--- Supplied material ---
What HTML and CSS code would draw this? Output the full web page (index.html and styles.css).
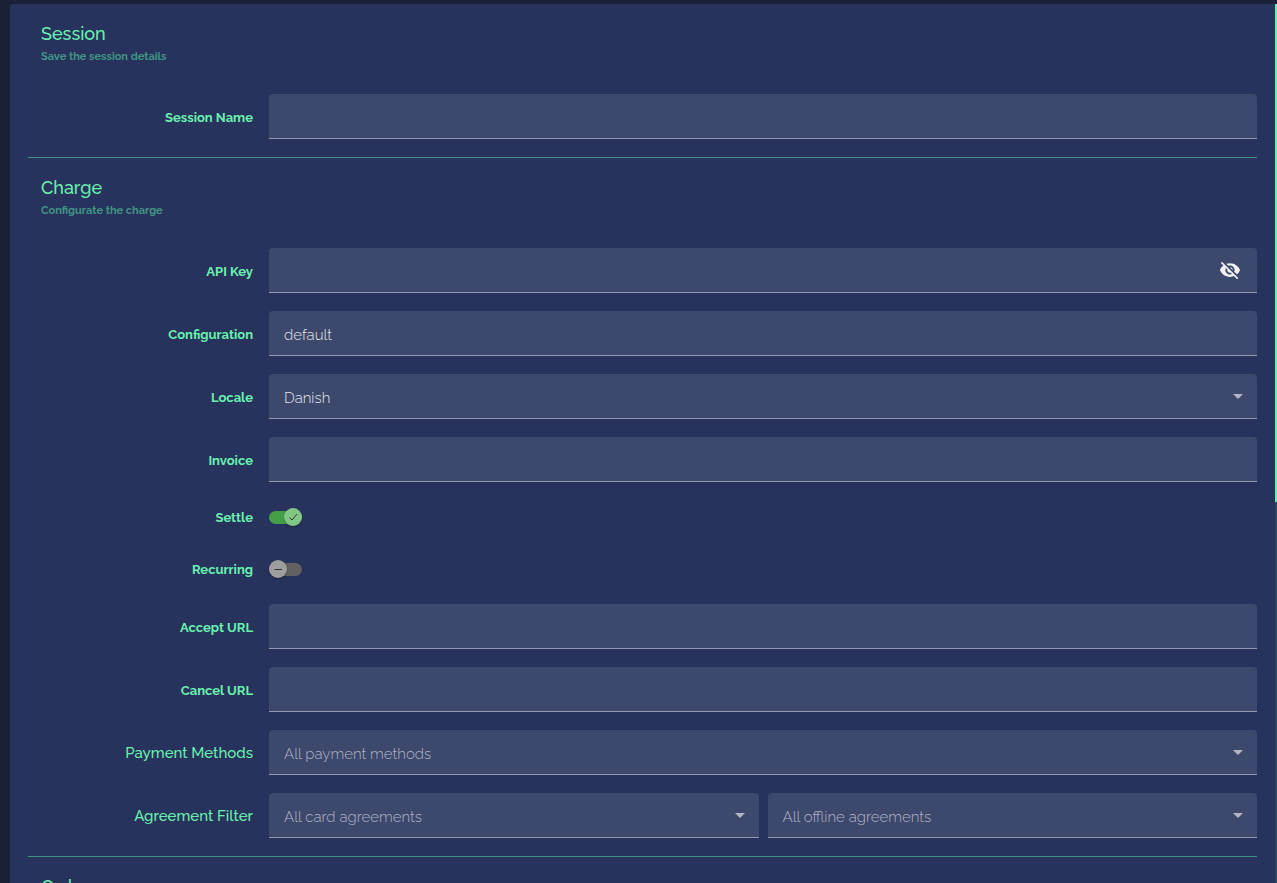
FILE: index.html
```html
<!DOCTYPE html>
<html lang="en">
<head>
<meta charset="utf-8">
<meta name="viewport" content="width=device-width, initial-scale=1">
<title>Session</title>
<link rel="stylesheet" href="styles.css">
</head>
<body>
<main class="panel">
  <form class="form">
    <section class="section">
      <h2 class="title">Session</h2>
      <p class="subtitle">Save the session details</p>
      <div class="rows">
        <div class="row">
          <label class="label" for="session-name">Session Name</label>
          <div class="field"><input class="control" id="session-name" type="text"></div>
        </div>
      </div>
    </section>

    <section class="section">
      <h2 class="title">Charge</h2>
      <p class="subtitle">Configurate the charge</p>
      <div class="rows">
        <div class="row">
          <label class="label" for="api-key">API Key</label>
          <div class="field">
            <input class="control" id="api-key" type="password">
            <button class="reveal" type="button" aria-label="Show API key">
              <svg viewBox="0 0 24 24" width="22" height="22" fill="currentColor"><path d="M12 7c2.76 0 5 2.24 5 5 0 .65-.13 1.26-.36 1.83l2.92 2.92c1.51-1.26 2.7-2.89 3.43-4.75-1.73-4.39-6-7.5-11-7.5-1.4 0-2.74.25-3.98.7l2.16 2.16C10.74 7.13 11.35 7 12 7zM2 4.27l2.28 2.28.46.46C3.08 8.3 1.78 10.02 1 12c1.73 4.39 6 7.5 11 7.5 1.55 0 3.03-.3 4.38-.84l.42.42L19.73 22 21 20.73 3.27 3 2 4.27zM7.53 9.8l1.55 1.55c-.05.21-.08.43-.08.65 0 1.66 1.34 3 3 3 .22 0 .44-.03.65-.08l1.55 1.55c-.67.33-1.41.53-2.2.53-2.76 0-5-2.24-5-5 0-.79.2-1.53.53-2.2zm4.31-.78l3.15 3.15.02-.16c0-1.66-1.34-3-3-3l-.17.01z"/></svg>
            </button>
          </div>
        </div>
        <div class="row">
          <label class="label" for="configuration">Configuration</label>
          <div class="field"><input class="control" id="configuration" type="text" value="default"></div>
        </div>
        <div class="row">
          <label class="label" for="locale">Locale</label>
          <div class="field">
            <select class="control" id="locale"><option>Danish</option></select>
            <svg class="arrow" viewBox="0 0 10 5"><path d="M0 0h10L5 5z"/></svg>
          </div>
        </div>
        <div class="row">
          <label class="label" for="invoice">Invoice</label>
          <div class="field"><input class="control" id="invoice" type="text"></div>
        </div>
        <div class="row row-switch">
          <label class="label" for="settle">Settle</label>
          <div class="switch">
            <input class="toggle" id="settle" type="checkbox" role="switch" checked>
            <span class="thumb thumb-on"><svg viewBox="0 0 18 18"><path d="M5.500 9.500l2.500 2.500L13 6"/></svg></span>
          </div>
        </div>
        <div class="row row-switch">
          <label class="label" for="recurring">Recurring</label>
          <div class="switch">
            <input class="toggle" id="recurring" type="checkbox" role="switch">
            <span class="thumb"><svg viewBox="0 0 18 18"><path d="M5.500 9.500h7.500"/></svg></span>
          </div>
        </div>
        <div class="row">
          <label class="label" for="accept-url">Accept URL</label>
          <div class="field"><input class="control" id="accept-url" type="url"></div>
        </div>
        <div class="row">
          <label class="label" for="cancel-url">Cancel URL</label>
          <div class="field"><input class="control" id="cancel-url" type="url"></div>
        </div>
        <div class="row">
          <label class="label label-large" for="payment-methods">Payment Methods</label>
          <div class="field">
            <select class="control control-empty" id="payment-methods"><option>All payment methods</option></select>
            <svg class="arrow" viewBox="0 0 10 5"><path d="M0 0h10L5 5z"/></svg>
          </div>
        </div>
        <div class="row">
          <label class="label label-large" for="card-agreements">Agreement Filter</label>
          <div class="pair">
            <div class="field">
              <select class="control control-empty" id="card-agreements"><option>All card agreements</option></select>
              <svg class="arrow" viewBox="0 0 10 5"><path d="M0 0h10L5 5z"/></svg>
            </div>
            <div class="field">
              <select class="control control-empty" id="offline-agreements" aria-label="Offline agreements"><option>All offline agreements</option></select>
              <svg class="arrow" viewBox="0 0 10 5"><path d="M0 0h10L5 5z"/></svg>
            </div>
          </div>
        </div>
      </div>
    </section>

    <section class="section">
      <h2 class="title">Order</h2>
    </section>
  </form>
  <div class="scrollbar"><div class="scrollbar-thumb"></div></div>
</main>
</body>
</html>
```
FILE: styles.css
```css
* {
  box-sizing: border-box;
}

body {
  margin: 0;
  height: 100vh;
  overflow: hidden;
  padding: 4px 0 0 10px;
  display: flex;
  background: #192038;
  color: #69f0ae;
  font-family: Raleway, Lato, "Open Sans", sans-serif;
}

.panel {
  position: relative;
  flex: 1;
  min-width: 0;
  overflow: hidden;
  padding: 0 20px 0 18px;
  border-top-left-radius: 3px;
  background: #27335c;
}

.section {
  padding: 15px 0 18px;
}

.section + .section {
  border-top: 1px solid #409383;
}

.title {
  margin: 0 0 0 13px;
  font-size: 18px;
  font-weight: 500;
  line-height: 30px;
}

.subtitle {
  margin: 0 0 29px 13px;
  color: #409383;
  font-size: 11px;
  font-weight: 700;
  line-height: 16px;
}

.rows {
  display: grid;
  gap: 18px;
}

.row {
  display: grid;
  grid-template-columns: 225px minmax(0, 1fr);
  column-gap: 16px;
  align-items: center;
}

.row-switch {
  min-height: 34px;
}

.label {
  padding-top: 2px;
  text-align: right;
  font-size: 13px;
  font-weight: 700;
  line-height: 20px;
}

.label-large {
  padding-top: 0;
  font-size: 15px;
  font-weight: 500;
}

.field {
  position: relative;
  min-width: 0;
}

.pair {
  display: grid;
  grid-template-columns: 1fr 1fr;
  gap: 9px;
}

.control {
  display: block;
  width: 100%;
  height: 45px;
  margin: 0;
  padding: 4px 40px 0 15px;
  appearance: none;
  border: 0;
  border-bottom: 1px solid #9298ad;
  border-radius: 4px 4px 0 0;
  outline: 0;
  background: #3d486d;
  color: #e4e6ec;
  font: inherit;
  font-size: 15px;
  font-weight: 300;
}

.control-empty {
  color: #afb3c3;
}

.arrow {
  position: absolute;
  top: 20px;
  right: 14px;
  width: 10px;
  height: 5px;
  fill: #b1b5c5;
  pointer-events: none;
}

.reveal {
  position: absolute;
  top: 11px;
  right: 16px;
  padding: 0;
  border: 0;
  background: none;
  color: #f0f0f0;
}

.reveal svg {
  display: block;
}

.switch {
  position: relative;
  display: flex;
  align-items: center;
  width: 33px;
  height: 18px;
}

.toggle {
  width: 33px;
  height: 13px;
  margin: 0;
  appearance: none;
  border-radius: 7px;
  background: #616161;
}

.toggle:checked {
  background: #43a047;
}

.thumb {
  position: absolute;
  top: 0;
  left: 0;
  width: 18px;
  height: 18px;
  border-radius: 50%;
  background: #9e9e9e;
  box-shadow: 0 1px 2px rgba(0, 0, 0, 0.3);
  pointer-events: none;
}

.thumb-on {
  left: auto;
  right: 0;
  background: #81c784;
}

.thumb svg {
  display: block;
  fill: none;
  stroke: #30343c;
  stroke-width: 1;
}

.scrollbar {
  position: absolute;
  top: 0;
  right: 0;
  bottom: 0;
  width: 2px;
  background: #28485f;
}

.scrollbar-thumb {
  height: 498px;
  background: #69f0ae;
}
```
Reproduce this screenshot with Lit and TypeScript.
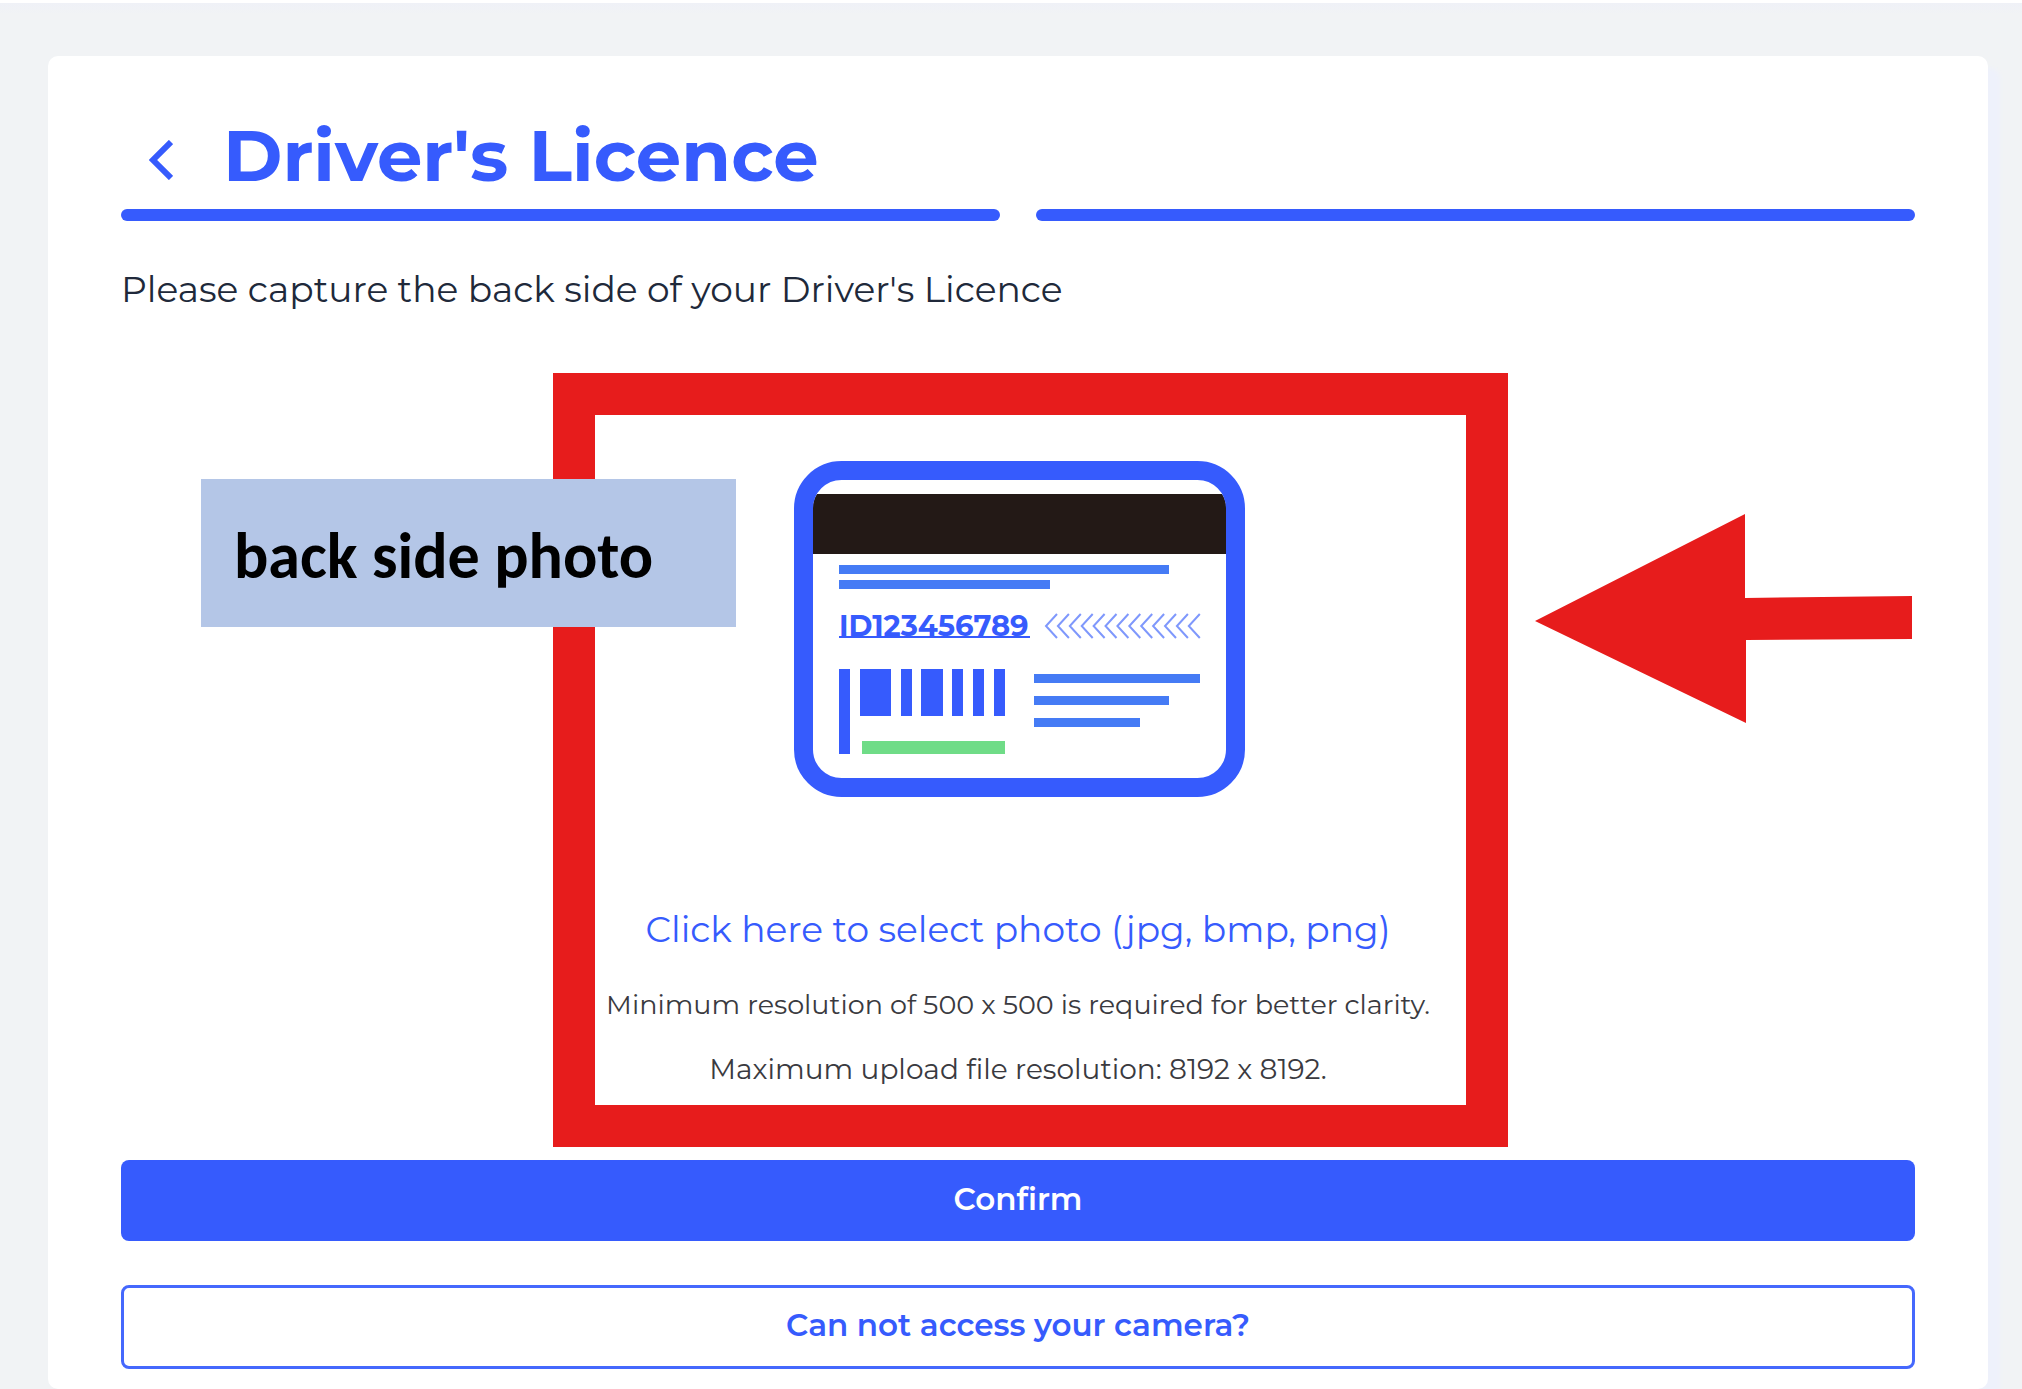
---
Your objective. The listing above must be printed again exactly, minus its pictures.

Full response.
What HTML and CSS code would draw this? Output the full web page (index.html and styles.css).
FILE: index.html
```html
<!DOCTYPE html>
<html lang="en">
<head>
<meta charset="utf-8">
<meta name="viewport" content="width=device-width, initial-scale=1">
<title>Session</title>
<link rel="stylesheet" href="styles.css">
</head>
<body>
<main class="panel">
  <form class="form">
    <section class="section">
      <h2 class="title">Session</h2>
      <p class="subtitle">Save the session details</p>
      <div class="rows">
        <div class="row">
          <label class="label" for="session-name">Session Name</label>
          <div class="field"><input class="control" id="session-name" type="text"></div>
        </div>
      </div>
    </section>

    <section class="section">
      <h2 class="title">Charge</h2>
      <p class="subtitle">Configurate the charge</p>
      <div class="rows">
        <div class="row">
          <label class="label" for="api-key">API Key</label>
          <div class="field">
            <input class="control" id="api-key" type="password">
            <button class="reveal" type="button" aria-label="Show API key">
              <svg viewBox="0 0 24 24" width="22" height="22" fill="currentColor"><path d="M12 7c2.76 0 5 2.24 5 5 0 .65-.13 1.26-.36 1.83l2.92 2.92c1.51-1.26 2.7-2.89 3.43-4.75-1.73-4.39-6-7.5-11-7.5-1.4 0-2.74.25-3.98.7l2.16 2.16C10.74 7.13 11.35 7 12 7zM2 4.27l2.28 2.28.46.46C3.08 8.3 1.78 10.02 1 12c1.73 4.39 6 7.5 11 7.5 1.55 0 3.03-.3 4.38-.84l.42.42L19.73 22 21 20.73 3.27 3 2 4.27zM7.53 9.8l1.55 1.55c-.05.21-.08.43-.08.65 0 1.66 1.34 3 3 3 .22 0 .44-.03.65-.08l1.55 1.55c-.67.33-1.41.53-2.2.53-2.76 0-5-2.24-5-5 0-.79.2-1.53.53-2.2zm4.31-.78l3.15 3.15.02-.16c0-1.66-1.34-3-3-3l-.17.01z"/></svg>
            </button>
          </div>
        </div>
        <div class="row">
          <label class="label" for="configuration">Configuration</label>
          <div class="field"><input class="control" id="configuration" type="text" value="default"></div>
        </div>
        <div class="row">
          <label class="label" for="locale">Locale</label>
          <div class="field">
            <select class="control" id="locale"><option>Danish</option></select>
            <svg class="arrow" viewBox="0 0 10 5"><path d="M0 0h10L5 5z"/></svg>
          </div>
        </div>
        <div class="row">
          <label class="label" for="invoice">Invoice</label>
          <div class="field"><input class="control" id="invoice" type="text"></div>
        </div>
        <div class="row row-switch">
          <label class="label" for="settle">Settle</label>
          <div class="switch">
            <input class="toggle" id="settle" type="checkbox" role="switch" checked>
            <span class="thumb thumb-on"><svg viewBox="0 0 18 18"><path d="M5.500 9.500l2.500 2.500L13 6"/></svg></span>
          </div>
        </div>
        <div class="row row-switch">
          <label class="label" for="recurring">Recurring</label>
          <div class="switch">
            <input class="toggle" id="recurring" type="checkbox" role="switch">
            <span class="thumb"><svg viewBox="0 0 18 18"><path d="M5.500 9.500h7.500"/></svg></span>
          </div>
        </div>
        <div class="row">
          <label class="label" for="accept-url">Accept URL</label>
          <div class="field"><input class="control" id="accept-url" type="url"></div>
        </div>
        <div class="row">
          <label class="label" for="cancel-url">Cancel URL</label>
          <div class="field"><input class="control" id="cancel-url" type="url"></div>
        </div>
        <div class="row">
          <label class="label label-large" for="payment-methods">Payment Methods</label>
          <div class="field">
            <select class="control control-empty" id="payment-methods"><option>All payment methods</option></select>
            <svg class="arrow" viewBox="0 0 10 5"><path d="M0 0h10L5 5z"/></svg>
          </div>
        </div>
        <div class="row">
          <label class="label label-large" for="card-agreements">Agreement Filter</label>
          <div class="pair">
            <div class="field">
              <select class="control control-empty" id="card-agreements"><option>All card agreements</option></select>
              <svg class="arrow" viewBox="0 0 10 5"><path d="M0 0h10L5 5z"/></svg>
            </div>
            <div class="field">
              <select class="control control-empty" id="offline-agreements" aria-label="Offline agreements"><option>All offline agreements</option></select>
              <svg class="arrow" viewBox="0 0 10 5"><path d="M0 0h10L5 5z"/></svg>
            </div>
          </div>
        </div>
      </div>
    </section>

    <section class="section">
      <h2 class="title">Order</h2>
    </section>
  </form>
  <div class="scrollbar"><div class="scrollbar-thumb"></div></div>
</main>
</body>
</html>
```
FILE: styles.css
```css
* {
  box-sizing: border-box;
}

body {
  margin: 0;
  height: 100vh;
  overflow: hidden;
  padding: 4px 0 0 10px;
  display: flex;
  background: #192038;
  color: #69f0ae;
  font-family: Raleway, Lato, "Open Sans", sans-serif;
}

.panel {
  position: relative;
  flex: 1;
  min-width: 0;
  overflow: hidden;
  padding: 0 20px 0 18px;
  border-top-left-radius: 3px;
  background: #27335c;
}

.section {
  padding: 15px 0 18px;
}

.section + .section {
  border-top: 1px solid #409383;
}

.title {
  margin: 0 0 0 13px;
  font-size: 18px;
  font-weight: 500;
  line-height: 30px;
}

.subtitle {
  margin: 0 0 29px 13px;
  color: #409383;
  font-size: 11px;
  font-weight: 700;
  line-height: 16px;
}

.rows {
  display: grid;
  gap: 18px;
}

.row {
  display: grid;
  grid-template-columns: 225px minmax(0, 1fr);
  column-gap: 16px;
  align-items: center;
}

.row-switch {
  min-height: 34px;
}

.label {
  padding-top: 2px;
  text-align: right;
  font-size: 13px;
  font-weight: 700;
  line-height: 20px;
}

.label-large {
  padding-top: 0;
  font-size: 15px;
  font-weight: 500;
}

.field {
  position: relative;
  min-width: 0;
}

.pair {
  display: grid;
  grid-template-columns: 1fr 1fr;
  gap: 9px;
}

.control {
  display: block;
  width: 100%;
  height: 45px;
  margin: 0;
  padding: 4px 40px 0 15px;
  appearance: none;
  border: 0;
  border-bottom: 1px solid #9298ad;
  border-radius: 4px 4px 0 0;
  outline: 0;
  background: #3d486d;
  color: #e4e6ec;
  font: inherit;
  font-size: 15px;
  font-weight: 300;
}

.control-empty {
  color: #afb3c3;
}

.arrow {
  position: absolute;
  top: 20px;
  right: 14px;
  width: 10px;
  height: 5px;
  fill: #b1b5c5;
  pointer-events: none;
}

.reveal {
  position: absolute;
  top: 11px;
  right: 16px;
  padding: 0;
  border: 0;
  background: none;
  color: #f0f0f0;
}

.reveal svg {
  display: block;
}

.switch {
  position: relative;
  display: flex;
  align-items: center;
  width: 33px;
  height: 18px;
}

.toggle {
  width: 33px;
  height: 13px;
  margin: 0;
  appearance: none;
  border-radius: 7px;
  background: #616161;
}

.toggle:checked {
  background: #43a047;
}

.thumb {
  position: absolute;
  top: 0;
  left: 0;
  width: 18px;
  height: 18px;
  border-radius: 50%;
  background: #9e9e9e;
  box-shadow: 0 1px 2px rgba(0, 0, 0, 0.3);
  pointer-events: none;
}

.thumb-on {
  left: auto;
  right: 0;
  background: #81c784;
}

.thumb svg {
  display: block;
  fill: none;
  stroke: #30343c;
  stroke-width: 1;
}

.scrollbar {
  position: absolute;
  top: 0;
  right: 0;
  bottom: 0;
  width: 2px;
  background: #28485f;
}

.scrollbar-thumb {
  height: 498px;
  background: #69f0ae;
}
```
Reproduce this screenshot with Lit and TypeScript.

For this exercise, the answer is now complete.